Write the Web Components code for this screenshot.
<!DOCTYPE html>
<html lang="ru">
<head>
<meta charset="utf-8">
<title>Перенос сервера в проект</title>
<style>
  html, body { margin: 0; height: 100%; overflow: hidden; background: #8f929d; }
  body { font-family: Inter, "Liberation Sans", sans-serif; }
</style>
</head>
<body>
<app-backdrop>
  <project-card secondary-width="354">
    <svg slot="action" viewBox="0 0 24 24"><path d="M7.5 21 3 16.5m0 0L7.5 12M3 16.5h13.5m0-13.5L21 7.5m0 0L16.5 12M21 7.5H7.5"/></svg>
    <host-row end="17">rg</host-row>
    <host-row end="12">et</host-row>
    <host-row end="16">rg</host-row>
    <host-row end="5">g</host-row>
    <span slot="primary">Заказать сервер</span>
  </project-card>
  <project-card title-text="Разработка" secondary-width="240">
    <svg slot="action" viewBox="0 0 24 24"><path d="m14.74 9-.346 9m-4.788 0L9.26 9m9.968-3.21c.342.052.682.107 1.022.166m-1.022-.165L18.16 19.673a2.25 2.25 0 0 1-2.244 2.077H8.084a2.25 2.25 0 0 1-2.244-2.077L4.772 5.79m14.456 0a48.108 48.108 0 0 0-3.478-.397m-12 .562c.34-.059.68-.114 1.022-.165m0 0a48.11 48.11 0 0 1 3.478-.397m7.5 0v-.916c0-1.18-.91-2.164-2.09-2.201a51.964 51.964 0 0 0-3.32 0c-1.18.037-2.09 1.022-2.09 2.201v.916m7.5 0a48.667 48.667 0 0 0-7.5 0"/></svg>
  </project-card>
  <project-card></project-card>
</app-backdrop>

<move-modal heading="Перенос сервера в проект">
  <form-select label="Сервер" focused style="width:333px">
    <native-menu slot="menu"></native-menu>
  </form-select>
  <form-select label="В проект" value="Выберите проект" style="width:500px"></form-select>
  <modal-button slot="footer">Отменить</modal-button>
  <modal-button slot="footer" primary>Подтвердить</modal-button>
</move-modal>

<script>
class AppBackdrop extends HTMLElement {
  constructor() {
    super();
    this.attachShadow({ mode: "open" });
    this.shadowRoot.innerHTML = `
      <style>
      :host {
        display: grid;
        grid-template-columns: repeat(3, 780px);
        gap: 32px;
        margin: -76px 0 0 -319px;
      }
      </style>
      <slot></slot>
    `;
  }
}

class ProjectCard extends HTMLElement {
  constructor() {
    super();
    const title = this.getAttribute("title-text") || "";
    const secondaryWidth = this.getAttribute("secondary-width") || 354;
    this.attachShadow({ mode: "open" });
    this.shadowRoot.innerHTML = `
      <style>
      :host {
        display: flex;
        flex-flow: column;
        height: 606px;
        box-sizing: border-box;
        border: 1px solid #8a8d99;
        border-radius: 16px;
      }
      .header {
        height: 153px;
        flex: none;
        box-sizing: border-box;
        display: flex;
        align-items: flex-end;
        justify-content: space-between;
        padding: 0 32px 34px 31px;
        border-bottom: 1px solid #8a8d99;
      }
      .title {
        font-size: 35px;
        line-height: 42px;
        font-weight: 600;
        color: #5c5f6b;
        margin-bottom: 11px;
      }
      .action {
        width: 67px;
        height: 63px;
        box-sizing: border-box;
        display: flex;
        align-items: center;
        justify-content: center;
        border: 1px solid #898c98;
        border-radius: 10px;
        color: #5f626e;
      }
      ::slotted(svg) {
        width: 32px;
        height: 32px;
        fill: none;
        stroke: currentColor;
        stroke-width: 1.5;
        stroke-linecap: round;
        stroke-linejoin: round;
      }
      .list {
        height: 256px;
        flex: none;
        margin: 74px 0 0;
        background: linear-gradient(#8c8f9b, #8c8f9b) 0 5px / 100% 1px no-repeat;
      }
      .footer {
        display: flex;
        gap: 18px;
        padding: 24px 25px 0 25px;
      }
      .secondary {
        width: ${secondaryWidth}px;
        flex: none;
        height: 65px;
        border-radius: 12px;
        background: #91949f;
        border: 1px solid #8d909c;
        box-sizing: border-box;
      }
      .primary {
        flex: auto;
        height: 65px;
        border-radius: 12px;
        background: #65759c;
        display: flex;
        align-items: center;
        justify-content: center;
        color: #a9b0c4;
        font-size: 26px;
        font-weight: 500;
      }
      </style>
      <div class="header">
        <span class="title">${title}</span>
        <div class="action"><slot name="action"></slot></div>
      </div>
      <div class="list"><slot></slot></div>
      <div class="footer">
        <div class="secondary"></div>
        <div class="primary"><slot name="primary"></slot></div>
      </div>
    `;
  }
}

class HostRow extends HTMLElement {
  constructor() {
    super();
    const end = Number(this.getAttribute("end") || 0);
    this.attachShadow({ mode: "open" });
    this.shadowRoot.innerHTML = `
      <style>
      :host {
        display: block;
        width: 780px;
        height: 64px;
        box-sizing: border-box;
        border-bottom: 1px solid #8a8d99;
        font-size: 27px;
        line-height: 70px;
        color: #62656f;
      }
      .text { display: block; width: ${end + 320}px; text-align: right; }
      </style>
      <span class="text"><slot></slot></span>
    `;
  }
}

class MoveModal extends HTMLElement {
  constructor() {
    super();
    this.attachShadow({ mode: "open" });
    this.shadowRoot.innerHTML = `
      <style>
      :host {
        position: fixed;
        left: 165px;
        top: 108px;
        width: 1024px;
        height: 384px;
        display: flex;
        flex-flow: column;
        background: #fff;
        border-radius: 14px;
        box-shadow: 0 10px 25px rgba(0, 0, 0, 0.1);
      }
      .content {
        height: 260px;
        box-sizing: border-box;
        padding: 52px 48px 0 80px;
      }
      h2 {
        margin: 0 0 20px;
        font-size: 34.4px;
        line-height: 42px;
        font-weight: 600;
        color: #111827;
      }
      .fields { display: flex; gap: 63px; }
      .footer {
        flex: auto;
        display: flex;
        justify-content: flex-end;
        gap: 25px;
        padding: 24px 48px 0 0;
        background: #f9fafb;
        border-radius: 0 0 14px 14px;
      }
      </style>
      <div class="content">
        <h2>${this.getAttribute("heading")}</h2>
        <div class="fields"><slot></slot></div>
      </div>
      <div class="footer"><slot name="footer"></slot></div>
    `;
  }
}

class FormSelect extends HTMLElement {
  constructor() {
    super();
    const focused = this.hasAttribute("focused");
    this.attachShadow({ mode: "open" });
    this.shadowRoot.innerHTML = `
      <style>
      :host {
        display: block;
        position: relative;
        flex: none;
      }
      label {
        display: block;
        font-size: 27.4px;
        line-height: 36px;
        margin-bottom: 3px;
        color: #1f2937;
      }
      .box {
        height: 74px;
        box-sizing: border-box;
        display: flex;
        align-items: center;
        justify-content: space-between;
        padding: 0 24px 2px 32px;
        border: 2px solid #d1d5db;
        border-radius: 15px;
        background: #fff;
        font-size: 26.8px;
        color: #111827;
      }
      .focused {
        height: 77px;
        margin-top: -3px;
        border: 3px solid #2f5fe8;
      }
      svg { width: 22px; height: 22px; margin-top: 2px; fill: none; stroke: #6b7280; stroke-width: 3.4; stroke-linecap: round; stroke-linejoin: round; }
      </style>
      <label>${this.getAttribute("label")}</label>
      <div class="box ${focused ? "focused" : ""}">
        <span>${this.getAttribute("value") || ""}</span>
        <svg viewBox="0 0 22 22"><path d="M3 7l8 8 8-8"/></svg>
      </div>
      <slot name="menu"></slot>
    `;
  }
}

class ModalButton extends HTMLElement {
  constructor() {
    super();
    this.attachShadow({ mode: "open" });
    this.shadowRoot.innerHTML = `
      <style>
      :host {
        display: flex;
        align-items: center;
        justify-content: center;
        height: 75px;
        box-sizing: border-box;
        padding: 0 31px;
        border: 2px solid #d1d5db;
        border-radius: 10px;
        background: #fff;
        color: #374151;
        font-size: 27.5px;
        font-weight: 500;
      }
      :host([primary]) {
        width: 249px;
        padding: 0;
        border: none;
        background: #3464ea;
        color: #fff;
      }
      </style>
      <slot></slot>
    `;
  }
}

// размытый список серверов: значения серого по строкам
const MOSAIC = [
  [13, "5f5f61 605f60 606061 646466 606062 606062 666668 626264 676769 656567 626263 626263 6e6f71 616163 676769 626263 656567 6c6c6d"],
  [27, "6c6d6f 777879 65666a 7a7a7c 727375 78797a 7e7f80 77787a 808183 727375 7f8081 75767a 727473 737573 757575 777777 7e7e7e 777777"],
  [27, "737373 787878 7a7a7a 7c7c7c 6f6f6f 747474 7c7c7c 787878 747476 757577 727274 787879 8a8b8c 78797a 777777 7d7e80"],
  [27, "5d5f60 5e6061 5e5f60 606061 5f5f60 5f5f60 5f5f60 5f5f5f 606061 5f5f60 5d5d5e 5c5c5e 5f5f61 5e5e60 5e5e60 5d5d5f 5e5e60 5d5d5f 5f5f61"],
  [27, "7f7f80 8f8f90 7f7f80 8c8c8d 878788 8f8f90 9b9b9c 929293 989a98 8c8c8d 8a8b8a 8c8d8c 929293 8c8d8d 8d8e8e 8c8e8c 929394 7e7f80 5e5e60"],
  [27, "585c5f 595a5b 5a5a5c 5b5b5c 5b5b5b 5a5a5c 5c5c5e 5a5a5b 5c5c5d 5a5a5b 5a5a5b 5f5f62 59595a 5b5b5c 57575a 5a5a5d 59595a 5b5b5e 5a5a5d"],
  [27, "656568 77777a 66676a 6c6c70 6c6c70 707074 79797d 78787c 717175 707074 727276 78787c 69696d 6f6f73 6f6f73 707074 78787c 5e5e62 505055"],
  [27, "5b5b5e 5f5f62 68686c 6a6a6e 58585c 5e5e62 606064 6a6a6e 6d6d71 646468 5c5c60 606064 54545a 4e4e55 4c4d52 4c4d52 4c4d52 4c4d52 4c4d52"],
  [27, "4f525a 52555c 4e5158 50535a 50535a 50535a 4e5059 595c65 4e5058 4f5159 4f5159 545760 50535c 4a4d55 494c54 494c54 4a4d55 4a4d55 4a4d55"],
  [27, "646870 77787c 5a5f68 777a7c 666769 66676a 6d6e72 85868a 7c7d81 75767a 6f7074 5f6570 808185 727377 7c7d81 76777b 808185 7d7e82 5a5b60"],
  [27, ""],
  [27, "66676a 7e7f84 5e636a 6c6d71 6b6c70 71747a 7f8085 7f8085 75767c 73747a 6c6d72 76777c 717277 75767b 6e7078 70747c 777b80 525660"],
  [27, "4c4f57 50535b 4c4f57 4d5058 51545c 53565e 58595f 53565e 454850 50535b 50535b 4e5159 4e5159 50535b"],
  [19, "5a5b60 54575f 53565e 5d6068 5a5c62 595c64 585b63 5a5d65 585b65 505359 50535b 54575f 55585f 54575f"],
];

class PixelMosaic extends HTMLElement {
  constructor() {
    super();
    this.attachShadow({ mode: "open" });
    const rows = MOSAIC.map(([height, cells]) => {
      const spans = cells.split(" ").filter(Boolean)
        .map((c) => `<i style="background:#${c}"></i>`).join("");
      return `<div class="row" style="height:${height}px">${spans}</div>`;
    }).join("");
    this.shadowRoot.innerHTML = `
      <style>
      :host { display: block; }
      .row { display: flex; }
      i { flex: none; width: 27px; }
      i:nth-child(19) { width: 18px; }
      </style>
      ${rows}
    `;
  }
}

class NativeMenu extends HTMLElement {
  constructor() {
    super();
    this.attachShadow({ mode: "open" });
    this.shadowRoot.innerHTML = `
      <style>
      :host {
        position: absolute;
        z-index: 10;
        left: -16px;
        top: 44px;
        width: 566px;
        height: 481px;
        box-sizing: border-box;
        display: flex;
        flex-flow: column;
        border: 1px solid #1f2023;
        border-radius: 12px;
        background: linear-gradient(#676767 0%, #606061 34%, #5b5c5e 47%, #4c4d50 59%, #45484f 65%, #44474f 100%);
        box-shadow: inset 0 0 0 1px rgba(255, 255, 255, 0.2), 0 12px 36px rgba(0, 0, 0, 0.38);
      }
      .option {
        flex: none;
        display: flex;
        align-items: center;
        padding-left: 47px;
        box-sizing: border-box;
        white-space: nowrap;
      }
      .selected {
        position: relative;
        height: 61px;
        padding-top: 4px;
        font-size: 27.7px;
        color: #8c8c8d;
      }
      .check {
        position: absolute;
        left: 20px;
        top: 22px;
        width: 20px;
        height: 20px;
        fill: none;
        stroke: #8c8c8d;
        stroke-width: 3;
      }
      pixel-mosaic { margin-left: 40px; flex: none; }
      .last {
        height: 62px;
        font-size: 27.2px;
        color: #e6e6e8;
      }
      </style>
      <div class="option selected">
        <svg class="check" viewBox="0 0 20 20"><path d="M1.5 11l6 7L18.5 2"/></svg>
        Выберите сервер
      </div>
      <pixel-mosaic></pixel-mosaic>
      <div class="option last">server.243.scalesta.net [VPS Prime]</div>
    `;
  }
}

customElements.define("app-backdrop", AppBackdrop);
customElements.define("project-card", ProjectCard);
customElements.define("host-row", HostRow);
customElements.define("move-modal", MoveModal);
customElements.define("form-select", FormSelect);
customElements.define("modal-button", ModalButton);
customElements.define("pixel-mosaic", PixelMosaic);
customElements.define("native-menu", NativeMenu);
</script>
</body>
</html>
--------------------------------------------------
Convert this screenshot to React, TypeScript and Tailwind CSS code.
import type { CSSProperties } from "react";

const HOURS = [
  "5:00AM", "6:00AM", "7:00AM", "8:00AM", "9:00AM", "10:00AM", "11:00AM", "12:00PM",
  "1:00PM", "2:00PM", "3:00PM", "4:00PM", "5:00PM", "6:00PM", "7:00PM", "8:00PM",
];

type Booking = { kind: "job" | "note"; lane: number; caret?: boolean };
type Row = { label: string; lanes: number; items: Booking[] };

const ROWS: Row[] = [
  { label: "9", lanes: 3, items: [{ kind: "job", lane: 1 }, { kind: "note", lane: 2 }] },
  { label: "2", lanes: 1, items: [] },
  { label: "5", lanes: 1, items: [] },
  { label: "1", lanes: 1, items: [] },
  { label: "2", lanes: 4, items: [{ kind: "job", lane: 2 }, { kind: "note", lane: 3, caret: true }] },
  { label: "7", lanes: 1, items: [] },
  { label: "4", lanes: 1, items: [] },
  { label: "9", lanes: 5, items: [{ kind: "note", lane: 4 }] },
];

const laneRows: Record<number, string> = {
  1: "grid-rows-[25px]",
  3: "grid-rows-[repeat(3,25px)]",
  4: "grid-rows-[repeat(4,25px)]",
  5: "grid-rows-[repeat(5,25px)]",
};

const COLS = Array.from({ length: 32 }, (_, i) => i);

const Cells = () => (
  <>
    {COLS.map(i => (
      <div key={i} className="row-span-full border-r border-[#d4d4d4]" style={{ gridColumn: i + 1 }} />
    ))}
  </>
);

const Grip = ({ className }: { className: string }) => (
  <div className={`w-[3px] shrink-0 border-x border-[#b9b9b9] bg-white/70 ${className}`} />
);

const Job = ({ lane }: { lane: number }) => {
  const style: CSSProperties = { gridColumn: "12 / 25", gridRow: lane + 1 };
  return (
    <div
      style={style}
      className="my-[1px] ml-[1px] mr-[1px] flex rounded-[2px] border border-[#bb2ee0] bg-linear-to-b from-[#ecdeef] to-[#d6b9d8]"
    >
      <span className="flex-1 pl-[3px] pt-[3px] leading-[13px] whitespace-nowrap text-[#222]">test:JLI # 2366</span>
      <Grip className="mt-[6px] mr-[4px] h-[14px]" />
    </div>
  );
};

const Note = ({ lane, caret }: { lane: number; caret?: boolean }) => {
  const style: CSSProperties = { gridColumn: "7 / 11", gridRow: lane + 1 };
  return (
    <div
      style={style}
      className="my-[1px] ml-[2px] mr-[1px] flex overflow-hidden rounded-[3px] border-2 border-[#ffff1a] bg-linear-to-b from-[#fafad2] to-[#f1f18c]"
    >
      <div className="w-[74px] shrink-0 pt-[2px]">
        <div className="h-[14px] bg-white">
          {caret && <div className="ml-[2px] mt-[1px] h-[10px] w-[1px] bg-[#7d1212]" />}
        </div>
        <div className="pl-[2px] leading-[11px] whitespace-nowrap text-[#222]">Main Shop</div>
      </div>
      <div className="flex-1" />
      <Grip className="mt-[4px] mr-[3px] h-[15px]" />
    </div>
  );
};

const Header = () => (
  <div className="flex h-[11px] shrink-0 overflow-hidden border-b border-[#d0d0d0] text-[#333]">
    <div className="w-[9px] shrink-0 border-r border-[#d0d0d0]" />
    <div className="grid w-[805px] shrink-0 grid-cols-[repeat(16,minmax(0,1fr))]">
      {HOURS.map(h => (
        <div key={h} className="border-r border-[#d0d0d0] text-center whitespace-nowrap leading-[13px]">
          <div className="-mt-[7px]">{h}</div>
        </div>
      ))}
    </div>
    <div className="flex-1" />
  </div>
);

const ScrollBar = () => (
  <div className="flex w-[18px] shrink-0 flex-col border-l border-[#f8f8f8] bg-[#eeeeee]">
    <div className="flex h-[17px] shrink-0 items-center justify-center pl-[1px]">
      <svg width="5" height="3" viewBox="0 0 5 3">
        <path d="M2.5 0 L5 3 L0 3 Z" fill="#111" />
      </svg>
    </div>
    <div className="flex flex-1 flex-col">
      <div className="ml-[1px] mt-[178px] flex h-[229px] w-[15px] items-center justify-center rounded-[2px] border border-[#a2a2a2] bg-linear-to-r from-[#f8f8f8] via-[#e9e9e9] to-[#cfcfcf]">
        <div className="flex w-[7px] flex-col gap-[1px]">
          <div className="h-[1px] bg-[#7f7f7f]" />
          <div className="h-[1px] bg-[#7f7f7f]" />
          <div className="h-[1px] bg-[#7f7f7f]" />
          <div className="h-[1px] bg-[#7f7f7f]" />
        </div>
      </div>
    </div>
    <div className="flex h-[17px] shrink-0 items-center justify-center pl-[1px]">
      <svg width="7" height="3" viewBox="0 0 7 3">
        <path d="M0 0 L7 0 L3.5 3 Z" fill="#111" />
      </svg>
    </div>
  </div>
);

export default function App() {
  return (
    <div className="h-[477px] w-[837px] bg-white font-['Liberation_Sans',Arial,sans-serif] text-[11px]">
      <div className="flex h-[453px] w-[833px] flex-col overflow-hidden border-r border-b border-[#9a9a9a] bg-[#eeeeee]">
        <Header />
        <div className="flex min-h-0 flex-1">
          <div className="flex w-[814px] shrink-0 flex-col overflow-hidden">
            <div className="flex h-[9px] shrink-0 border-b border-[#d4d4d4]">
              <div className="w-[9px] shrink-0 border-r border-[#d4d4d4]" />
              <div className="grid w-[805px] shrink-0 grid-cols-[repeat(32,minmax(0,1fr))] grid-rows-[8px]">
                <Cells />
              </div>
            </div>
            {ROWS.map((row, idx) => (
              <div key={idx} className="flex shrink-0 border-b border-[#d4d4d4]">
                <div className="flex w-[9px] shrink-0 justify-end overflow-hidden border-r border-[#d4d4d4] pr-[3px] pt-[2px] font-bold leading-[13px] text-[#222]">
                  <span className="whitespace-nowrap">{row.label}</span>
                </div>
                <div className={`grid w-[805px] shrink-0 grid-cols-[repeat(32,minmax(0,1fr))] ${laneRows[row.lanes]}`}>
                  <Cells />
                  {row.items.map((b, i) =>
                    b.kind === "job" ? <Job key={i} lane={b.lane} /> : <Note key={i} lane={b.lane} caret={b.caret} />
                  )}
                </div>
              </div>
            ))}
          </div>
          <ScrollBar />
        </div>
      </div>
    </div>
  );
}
--------------------------------------------------
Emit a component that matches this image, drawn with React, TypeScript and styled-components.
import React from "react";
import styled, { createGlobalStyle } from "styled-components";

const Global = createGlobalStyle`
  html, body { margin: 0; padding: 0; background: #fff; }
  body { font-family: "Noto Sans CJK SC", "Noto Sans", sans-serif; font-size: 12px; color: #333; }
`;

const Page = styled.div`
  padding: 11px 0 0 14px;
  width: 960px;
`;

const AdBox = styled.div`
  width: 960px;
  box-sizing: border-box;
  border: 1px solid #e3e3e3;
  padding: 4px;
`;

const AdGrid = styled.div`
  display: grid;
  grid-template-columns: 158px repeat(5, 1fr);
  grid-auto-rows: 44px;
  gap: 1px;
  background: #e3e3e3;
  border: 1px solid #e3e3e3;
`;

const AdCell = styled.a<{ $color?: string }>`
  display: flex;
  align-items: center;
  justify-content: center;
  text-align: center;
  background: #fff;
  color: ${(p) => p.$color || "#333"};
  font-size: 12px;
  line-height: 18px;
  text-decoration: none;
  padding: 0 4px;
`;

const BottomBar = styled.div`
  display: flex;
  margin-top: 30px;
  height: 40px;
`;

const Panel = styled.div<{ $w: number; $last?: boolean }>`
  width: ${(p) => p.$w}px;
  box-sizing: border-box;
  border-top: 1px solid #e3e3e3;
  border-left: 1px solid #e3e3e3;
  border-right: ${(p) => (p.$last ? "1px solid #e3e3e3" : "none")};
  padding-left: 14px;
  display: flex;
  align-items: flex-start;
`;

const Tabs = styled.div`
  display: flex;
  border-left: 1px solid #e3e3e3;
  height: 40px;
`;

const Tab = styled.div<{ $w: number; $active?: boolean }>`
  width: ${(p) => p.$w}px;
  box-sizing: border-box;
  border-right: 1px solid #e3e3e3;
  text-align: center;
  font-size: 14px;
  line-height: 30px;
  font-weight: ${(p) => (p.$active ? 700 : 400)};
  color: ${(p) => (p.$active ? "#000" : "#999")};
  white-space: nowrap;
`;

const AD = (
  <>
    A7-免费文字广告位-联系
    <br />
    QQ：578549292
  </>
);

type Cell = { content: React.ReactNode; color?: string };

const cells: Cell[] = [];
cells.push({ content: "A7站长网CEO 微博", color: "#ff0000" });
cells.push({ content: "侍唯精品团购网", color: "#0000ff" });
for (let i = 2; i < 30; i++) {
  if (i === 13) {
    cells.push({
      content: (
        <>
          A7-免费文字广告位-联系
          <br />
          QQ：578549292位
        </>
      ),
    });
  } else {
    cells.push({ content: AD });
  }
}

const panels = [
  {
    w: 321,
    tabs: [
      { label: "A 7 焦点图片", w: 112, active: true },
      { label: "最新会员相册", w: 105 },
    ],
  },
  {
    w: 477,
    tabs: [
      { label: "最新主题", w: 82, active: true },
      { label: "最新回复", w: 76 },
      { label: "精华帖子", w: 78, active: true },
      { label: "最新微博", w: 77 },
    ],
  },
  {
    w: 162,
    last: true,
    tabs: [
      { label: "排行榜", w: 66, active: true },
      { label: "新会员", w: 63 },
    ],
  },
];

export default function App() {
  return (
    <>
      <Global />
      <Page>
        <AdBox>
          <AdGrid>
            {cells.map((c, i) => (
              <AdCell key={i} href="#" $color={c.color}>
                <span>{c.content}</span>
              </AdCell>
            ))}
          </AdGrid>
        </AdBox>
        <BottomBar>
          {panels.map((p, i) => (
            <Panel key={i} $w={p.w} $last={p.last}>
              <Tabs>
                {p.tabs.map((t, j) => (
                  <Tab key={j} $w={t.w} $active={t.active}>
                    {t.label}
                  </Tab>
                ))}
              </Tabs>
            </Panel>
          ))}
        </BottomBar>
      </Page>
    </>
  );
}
--------------------------------------------------
What the exercise asks |
Retype, in the same exact form, the lines of the material above from the line holding "Convert this screenshot" through the line holding "string; lanes: number;".

Full answer |
Convert this screenshot to React, TypeScript and Tailwind CSS code.
import type { CSSProperties } from "react";

const HOURS = [
  "5:00AM", "6:00AM", "7:00AM", "8:00AM", "9:00AM", "10:00AM", "11:00AM", "12:00PM",
  "1:00PM", "2:00PM", "3:00PM", "4:00PM", "5:00PM", "6:00PM", "7:00PM", "8:00PM",
];

type Booking = { kind: "job" | "note"; lane: number; caret?: boolean };
type Row = { label: string; lanes: number; items: Booking[] };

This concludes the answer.